* _WHAT TO PRODUCE_: Search the material for "Tailwind" and show all lines that contain it.

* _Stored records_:
# # #

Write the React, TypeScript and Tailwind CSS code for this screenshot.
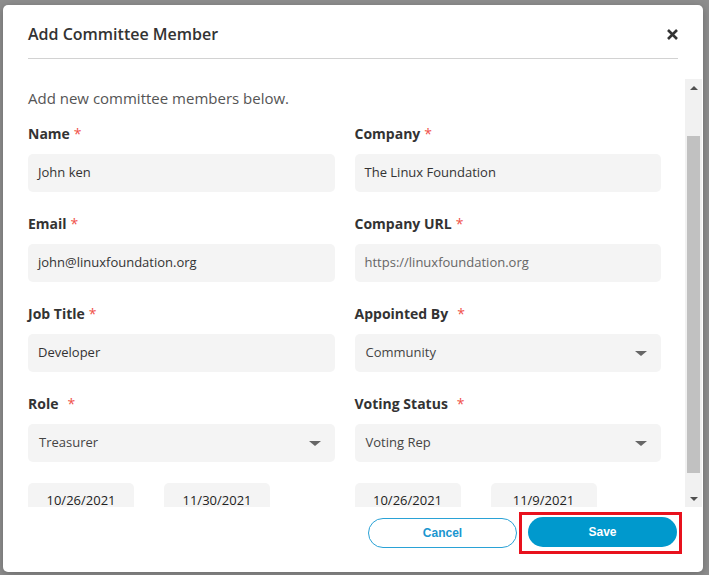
import React from "react"

type FieldProps = {
  label: string
  wide?: boolean
  children: React.ReactNode
}

function Field({ label, wide, children }: FieldProps) {
  return (
    <div className="flex flex-col">
      <div className="mb-[10px] flex h-5 translate-y-px items-center text-[14px] font-bold leading-5 text-[#333]">
        {label}
        <span className={wide ? "ml-[9px] font-normal text-[#f0514a]" : "ml-[4px] font-normal text-[#f0514a]"}>*</span>
      </div>
      <div className="mt-px">{children}</div>
    </div>
  )
}

function TextBox({ value, muted }: { value: string; muted?: boolean }) {
  return (
    <div
      className={`flex h-[38px] items-center rounded-[5px] bg-[#f4f4f4] px-[10px] text-[13px] ${
        muted ? "text-[#666]" : "text-[#333]"
      }`}
    >
      {value}
    </div>
  )
}

function SelectBox({ value }: { value: string }) {
  return (
    <div className="flex h-[38px] items-center justify-between rounded-[5px] bg-[#f4f4f4] pl-[11px] pr-[14px] text-[13px] text-[#444]">
      <span>{value}</span>
      <span className="h-0 w-0 border-x-[6px] border-t-[5px] border-x-transparent border-t-[#666]" />
    </div>
  )
}

function DateBox({ value }: { value: string }) {
  return (
    <div className="flex h-[38px] w-[106px] justify-center rounded-[5px] bg-[#f4f4f4] pt-[8px] text-[13px] leading-[18px] text-[#222]">
      {value}
    </div>
  )
}

export default function App() {
  return (
    <div className="h-[575px] w-[709px] overflow-hidden bg-[#8e8e8e] pl-[3px] pt-[5px] font-['Open_Sans',sans-serif]">
      <div className="flex h-[567px] w-[700px] flex-col rounded-[5px] bg-white shadow-[0_2px_8px_rgba(0,0,0,0.25)]">
        {/* header */}
        <div className="px-[25px] pt-[18px]">
          <div className="flex h-[22px] items-center justify-between">
            <h2 className="text-[16px] font-semibold leading-[22px] text-[#333]">Add Committee Member</h2>
            <svg width="11" height="11" viewBox="0 0 11 11">
              <path d="M1 1 L10 10 M10 1 L1 10" stroke="#333" strokeWidth="2.6" />
            </svg>
          </div>
          <div className="mt-[13px] h-px bg-[#d2d2d2]" />
        </div>

        {/* scrolled body */}
        <div className="mt-[20px] flex h-[428px]">
          <div className="flex-1 overflow-hidden pl-[25px] pr-[24px] pt-[9px]">
            <p className="text-[15px] leading-5 text-[#555]">Add new committee members below.</p>
            <div className="mt-[15px] grid grid-cols-2 gap-x-[20px] gap-y-[21px]">
              <Field label="Name">
                <TextBox value="John ken" />
              </Field>
              <Field label="Company">
                <TextBox value="The Linux Foundation" />
              </Field>
              <Field label="Email">
                <TextBox value="john@linuxfoundation.org" />
              </Field>
              <Field label="Company URL">
                <TextBox value="https://linuxfoundation.org" muted />
              </Field>
              <Field label="Job Title">
                <TextBox value="Developer" />
              </Field>
              <Field label="Appointed By" wide>
                <SelectBox value="Community" />
              </Field>
              <Field label="Role" wide>
                <SelectBox value="Treasurer" />
              </Field>
              <Field label="Voting Status" wide>
                <SelectBox value="Voting Rep" />
              </Field>
              <div className="flex gap-[30px]">
                <DateBox value="10/26/2021" />
                <DateBox value="11/30/2021" />
              </div>
              <div className="flex gap-[30px]">
                <DateBox value="10/26/2021" />
                <DateBox value="11/9/2021" />
              </div>
            </div>
          </div>

          {/* scrollbar */}
          <div className="mr-px flex w-[17px] flex-col bg-[#f1f1f1]">
            <div className="flex h-[17px] items-center justify-center">
              <span className="h-0 w-0 border-x-[4px] border-b-[4px] border-x-transparent border-b-[#505050]" />
            </div>
            <div className="flex-1">
              <div className="mx-[2px] mt-[40px] h-[337px] bg-[#c1c1c1]" />
            </div>
            <div className="flex h-[17px] items-center justify-center">
              <span className="h-0 w-0 border-x-[4px] border-t-[4px] border-x-transparent border-t-[#505050]" />
            </div>
          </div>
        </div>

        {/* footer */}
        <div className="flex items-center justify-end gap-[2px] pr-[21px] pt-[5px] font-['Liberation_Sans',Arial,sans-serif]">
          <button className="h-[30px] w-[149px] rounded-full border border-[#2aa2d6] bg-white text-[12px] font-bold text-[#1a96cf]">
            Cancel
          </button>
          <div className="border-[3px] border-[#e8111d] pb-[4px] pl-[6px] pr-[2px] pt-[2px]">
            <button className="h-[30px] w-[149px] rounded-full bg-[#0099cd] text-[12px] font-bold text-white">
              Save
            </button>
          </div>
        </div>
      </div>
    </div>
  )
}
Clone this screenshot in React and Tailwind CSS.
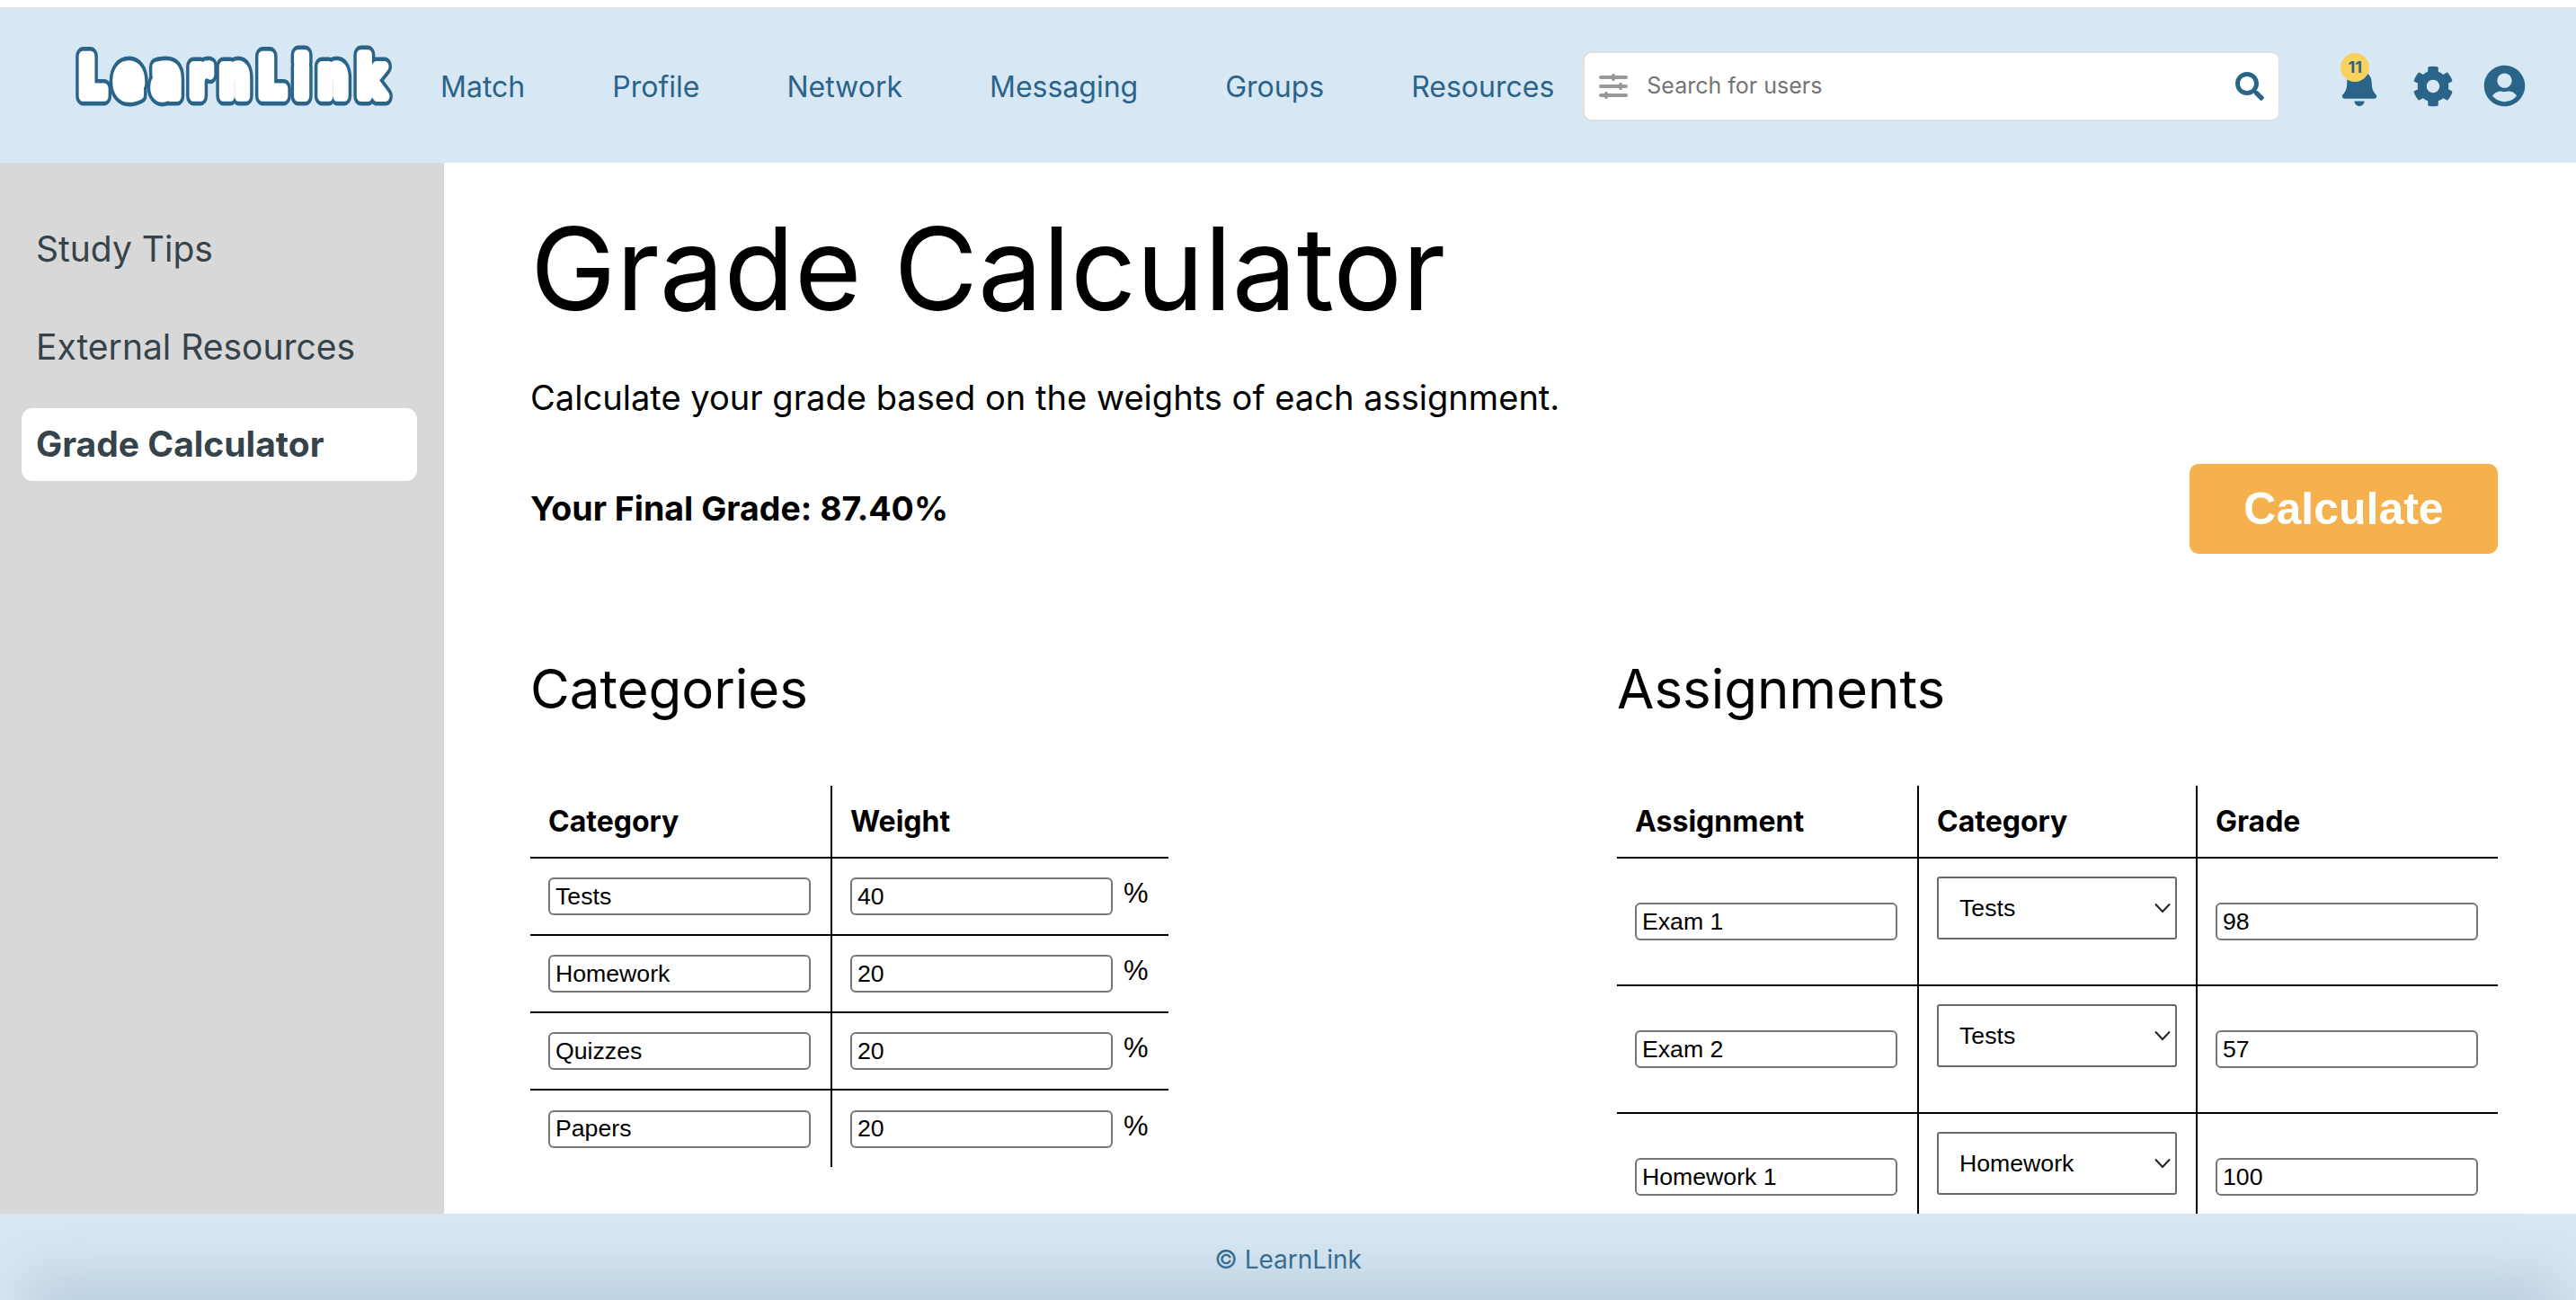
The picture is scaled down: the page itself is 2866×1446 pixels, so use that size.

# # #

* _TASK ANSWER_:
Write the React, TypeScript and Tailwind CSS code for this screenshot.
Clone this screenshot in React and Tailwind CSS.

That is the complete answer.